I didn’t think I’d be unveiling another post about the Plasmatics so soon after the last one, but I spotted a photo on Facebook that just begged for greater extrapolation, so here we go.
I know I just hinted about another impending photo quiz (involving The Misfits), but this is not that. Like I said, that one’s a little more complicated, but all will be revealed. This one is pretty tough too, but for different reasons. Enough preamble.

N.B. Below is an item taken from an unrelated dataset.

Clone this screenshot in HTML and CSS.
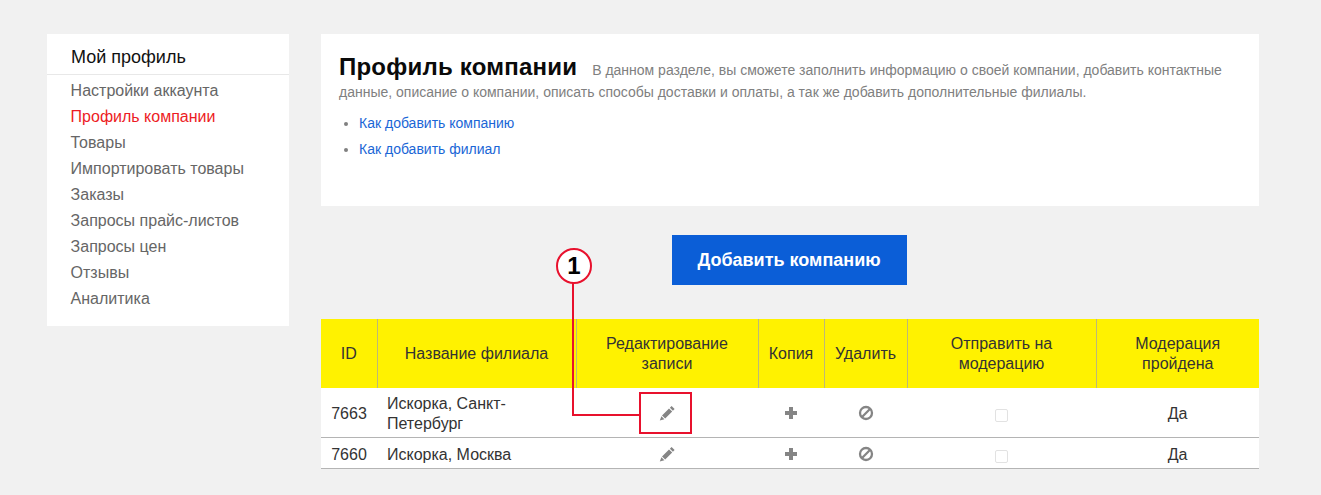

It’s 1982 when Capitol Records unleashes Coup d’Etat, the third full LP by the Plasmatics, on a largely disintered world. Capitol themselves would also lose interest, dropping the band almost immediately after the record’s release. Showcasing a pointedly more metallic side to the band's oeuvre, the record makes previous efforts by the Plasmatics sound like easy-listening. Frontwoman Wendy O. Williams’ vocal chords are virtually unrecognizable in their larynx-shredding attack. Despite the legitimately bold new direction (the metal/punk crossover hadn’t officially been much of a thing, as yet, at least not here in the States), some of the same problems remain, and Coup d’Etat essentially becomes the band’s final album. There will be a later record with the legend Plasmatics stamped on it, that being 1987’s Maggots: The Record, but that will not feature original members like guitarist Richie Stotts. For all intents and purposes, Coup d’Etat is the largenly unsung band’s swan song.

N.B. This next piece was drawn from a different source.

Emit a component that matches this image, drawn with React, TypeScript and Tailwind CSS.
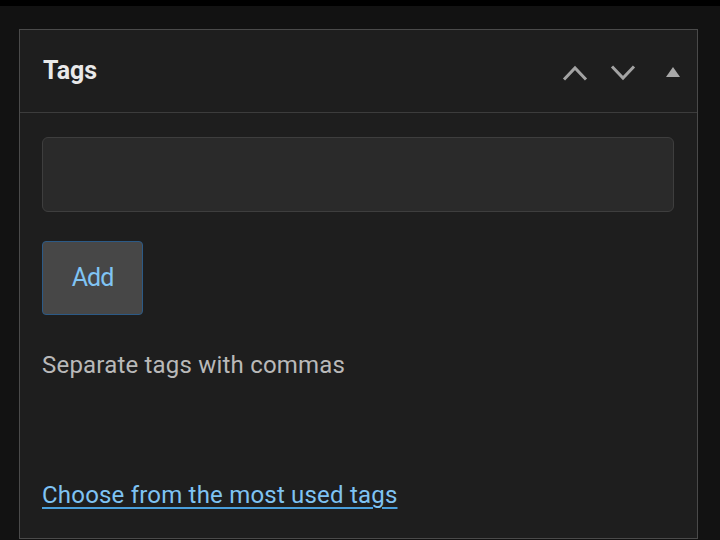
import React from 'react';

function ChevronUp() {
  return (
    <svg width="26" height="16" viewBox="0 0 26 16" fill="none">
      <polyline points="2,14.5 13,3 24,14.5" stroke="#a3a3a3" strokeWidth="3" />
    </svg>
  );
}

function ChevronDown() {
  return (
    <svg width="26" height="16" viewBox="0 0 26 16" fill="none">
      <polyline points="2,1.5 13,13 24,1.5" stroke="#a3a3a3" strokeWidth="3" />
    </svg>
  );
}

function Triangle() {
  return (
    <svg width="14" height="10" viewBox="0 0 14 10">
      <polygon points="7,0 14,10 0,10" fill="#a8a8a8" />
    </svg>
  );
}

export default function App() {
  return (
    <div className="min-h-[540px] bg-[#121212] overflow-hidden" style={{ fontFamily: 'Roboto, "Noto Sans", sans-serif' }}>
      <div className="h-[6px] bg-black" />
      <div className="ml-[19px] mt-[23px] w-[679px] h-[510px] border border-[#4a4a4a] bg-[#1e1e1e] flex flex-col">
        {/* Header */}
        <div className="h-[83px] flex items-center justify-between pl-[23px] pr-[17px] border-b border-[#3c3c3c]">
          <h2 className="text-[25px] font-bold text-[#e9e9e9] leading-none mb-[2px]">Tags</h2>
          <div className="flex items-center mt-[4px]">
            <button className="flex items-center justify-center w-[26px] h-[16px]">
              <ChevronUp />
            </button>
            <button className="ml-[22px] flex items-center justify-center w-[26px] h-[16px]">
              <ChevronDown />
            </button>
            <button className="ml-[30px] flex items-center justify-center w-[14px] h-[10px] mb-[2px]">
              <Triangle />
            </button>
          </div>
        </div>

        {/* Body */}
        <div className="flex flex-col pl-[22px] pr-[23px] pt-[24px]">
          <input
            type="text"
            className="h-[75px] w-full rounded-[6px] border border-[#3e3e3e] bg-[#2a2a2a] outline-none px-3 text-[#e0e0e0] text-[22px]"
          />
          <button className="mt-[29px] w-[101px] h-[74px] rounded-[4px] border border-[#2c5a86] bg-[#474747] text-[#80c4f4] text-[25px] tracking-[-1px]">
            Add
          </button>
          <p className="mt-[35px] text-[24px] leading-[30px] tracking-[0.2px] text-[#b9b9b9]">Separate tags with commas</p>
          <a href="#" className="mt-[100px] text-[24px] leading-[30px] tracking-[0.2px] text-[#7fc3f3] underline underline-offset-[4px] decoration-[#4a9fdb] decoration-[2px] w-fit">
            Choose from the most used tags
          </a>
        </div>
      </div>
    </div>
  );
}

Meanwhile, sequestered out amidst the leafy, Long Island byways of Quogue that summer, the petulant, 15-year-old me special-orders a copy of Coup d’Etat from a tiny, long-shuttered record store on Main Street in Westhampton Beach called Sam’s Record Shack. They order two copies. I bike over there and buy one, and they display the other copy in their window, and there it remains -– telllingly untouched and unpurchased -– until the shop’s demise about two years later.

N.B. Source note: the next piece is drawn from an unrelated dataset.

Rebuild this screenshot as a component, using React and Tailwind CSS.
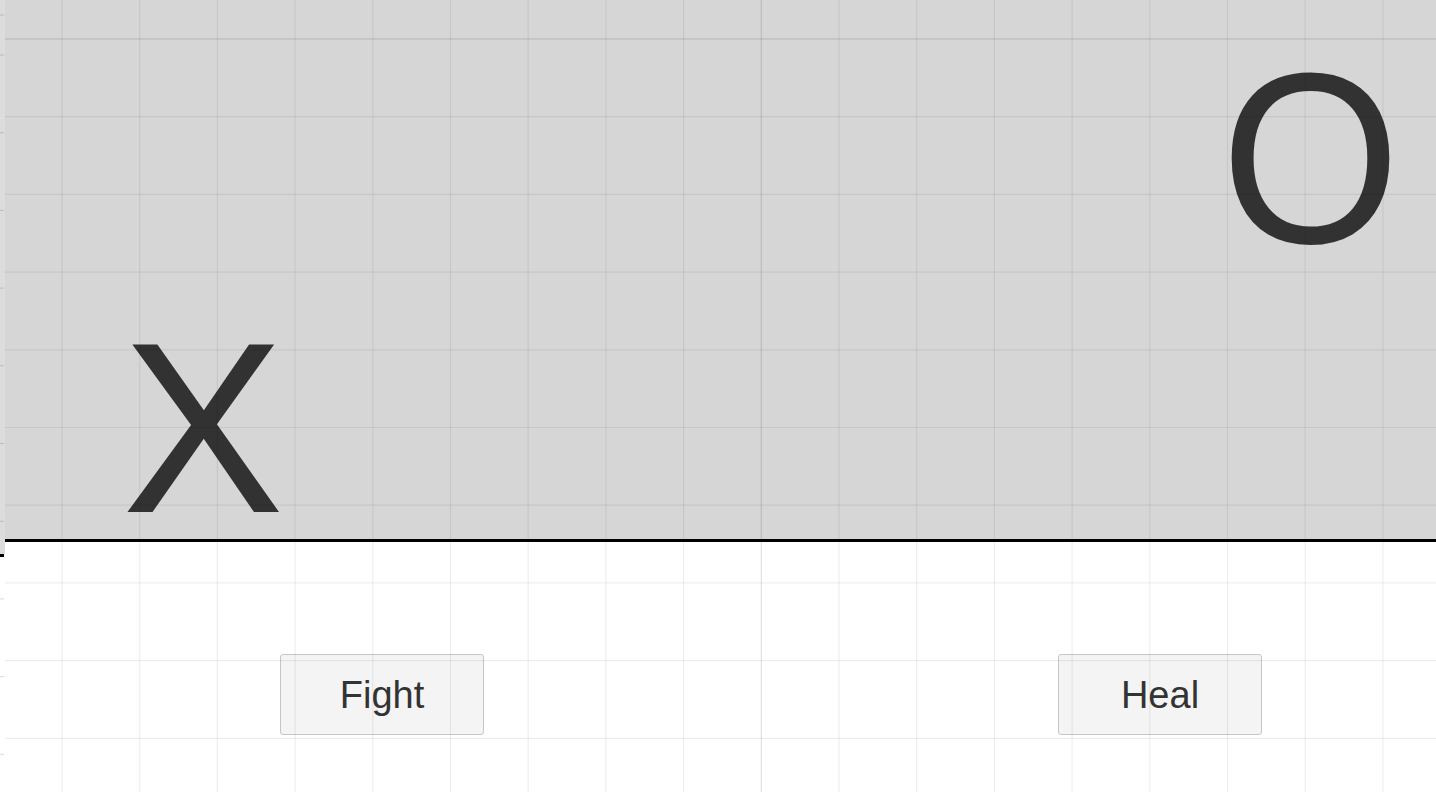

While not quite as captivating, for me, as previous records like Beyond the Valley of 1984 and the Metal Priestess E.P. (their finest hour, as far as I’m concerned), I routinely blast tracks from Coup d’Etat in the house my family’s renting that summer, notably the suitably lumbering cover of Motorhead’s “No Class.” This practice does little to endear me to the rest of my family.
Around this same era, however, as alluded to in this post, I’m becoming less enthused by more conventional punk and metal bands and immersing myself more and more in hardcore punk. Stripped of the sensationalized shock-rock/showbiz antics of bands like The Plasmatics, hardcore punk is a leaner, faster, angrier form of expression that speaks directly to the frustrated adolescent psyche. Ultimately, it renders stuff like The Plasmatics obsolete.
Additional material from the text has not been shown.